Que penses-tu donc des dispositifs mis en place pour soutenir les activités culturelles au Burkina ?

Pour moi il n’y a pas encore un soutien structurel conséquent pour appuyer l’activité culturelle dans notre pays. Je pense même qu’il faut inventer ce dispositif. Les outils sont annoncés, comme l’ADICC (Ndlr : Agence de développement des industries culturelles et créatives), mais ils ne sont pas encore mis en place. Tout le monde est dans l’expectative. Le seul regret que j’ai est qu’on dise que le Burkina est un pays culturel sans dire quel est le prix que les acteurs privés payent pour qu’on puisse chanter cela de haut en bas.

Quelles sont les perspectives des Récréâtrales pour les éditions prochaines ?

On a mis en place un laboratoire de réflexion, ELAN, sur les différents segments du théâtre. C’est dans ce dispositif que nous pensons les perspectives des Récréâtrales.
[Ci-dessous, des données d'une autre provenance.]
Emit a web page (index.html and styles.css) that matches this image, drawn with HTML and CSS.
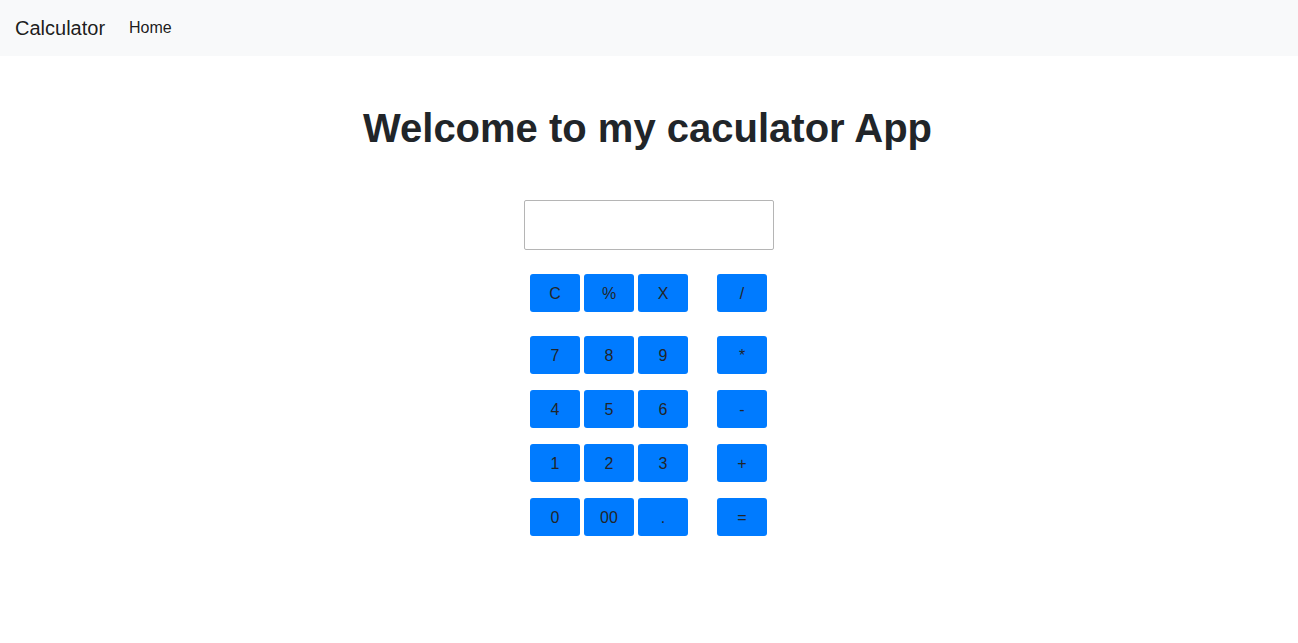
FILE: index.html
```html
<!DOCTYPE html>
<html lang="en">
<head>
<meta charset="utf-8">
<title>Calculator</title>
<link rel="stylesheet" href="styles.css">
</head>
<body>
<nav class="navbar">
  <a class="brand" href="#">Calculator</a>
  <a class="nav-link" href="#">Home</a>
</nav>
<main class="main">
  <h1 class="title">Welcome to my caculator App</h1>
  <input class="display" type="text">
  <div class="keypad">
    <div class="row row-top">
      <div class="group"><button class="key">C</button><button class="key">%</button><button class="key">X</button></div>
      <button class="key">/</button>
    </div>
    <div class="row">
      <div class="group"><button class="key">7</button><button class="key">8</button><button class="key">9</button></div>
      <button class="key">*</button>
    </div>
    <div class="row">
      <div class="group"><button class="key">4</button><button class="key">5</button><button class="key">6</button></div>
      <button class="key">-</button>
    </div>
    <div class="row">
      <div class="group"><button class="key">1</button><button class="key">2</button><button class="key">3</button></div>
      <button class="key">+</button>
    </div>
    <div class="row">
      <div class="group"><button class="key">0</button><button class="key">00</button><button class="key">.</button></div>
      <button class="key">=</button>
    </div>
  </div>
</main>
</body>
</html>
```

FILE: styles.css
```css
* { box-sizing: border-box; }
body {
  margin: 0;
  font-family: "Liberation Sans", Arial, sans-serif;
  font-size: 16px;
  line-height: 1.5;
  color: #212529;
  background: #fff;
}
.navbar {
  display: flex;
  align-items: center;
  height: 56px;
  padding: 8px 16px 8px 15px;
  background: #f8f9fa;
}
.brand {
  font-size: 20px;
  line-height: 30px;
  color: rgba(0,0,0,.9);
  text-decoration: none;
  margin-right: 16px;
}
.nav-link {
  padding: 8px;
  color: rgba(0,0,0,.9);
  text-decoration: none;
  font-size: 16px;
  line-height: 24px;
}
.main {
  display: flex;
  flex-direction: column;
  align-items: center;
}
.title {
  margin: 48px 0 48px;
  padding-right: 3px;
  font-size: 40px;
  line-height: 48px;
  font-weight: 700;
  color: #212529;
}
.display {
  width: 250px;
  height: 50px;
  border: 1px solid #b5b5b5;
  border-radius: 2px;
  font-size: 16px;
  padding: 4px 8px;
}
.keypad {
  display: flex;
  flex-direction: column;
  gap: 16px;
  margin-top: 24px;
  margin-right: 1px;
}
.row {
  display: flex;
  gap: 29px;
}
.row-top { margin-bottom: 8px; }
.group {
  display: flex;
  gap: 4px;
}
.key {
  width: 50px;
  height: 38px;
  border: none;
  border-radius: 3px;
  background: #007bff;
  color: #212529;
  font-family: "Liberation Sans", Arial, sans-serif;
  font-size: 16px;
  padding: 1px 0 0;
}
```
L’idéal pour nous est que le théâtre aille à tous et que les différents acteurs puissent vivre normalement de leurs métiers.

Une adresse particulière à l’endroit du public burkinabè…

C’est inviter les gens à faire le déplacement de Gounghin pour vivre l’ensemble de notre programmation et participer à la fête. Aussi dire aux uns et aux autres qu’en concertation avec les autorités sanitaires et celles de la ville, nous sommes extrêmement vigilants pour ne pas être une porte d’entrée d’Ebola. Nous prendrons les mesures nécessaires pour épargner le Burkina du cas que vivent d’autres pays tout en étant en solidarité avec ces derniers.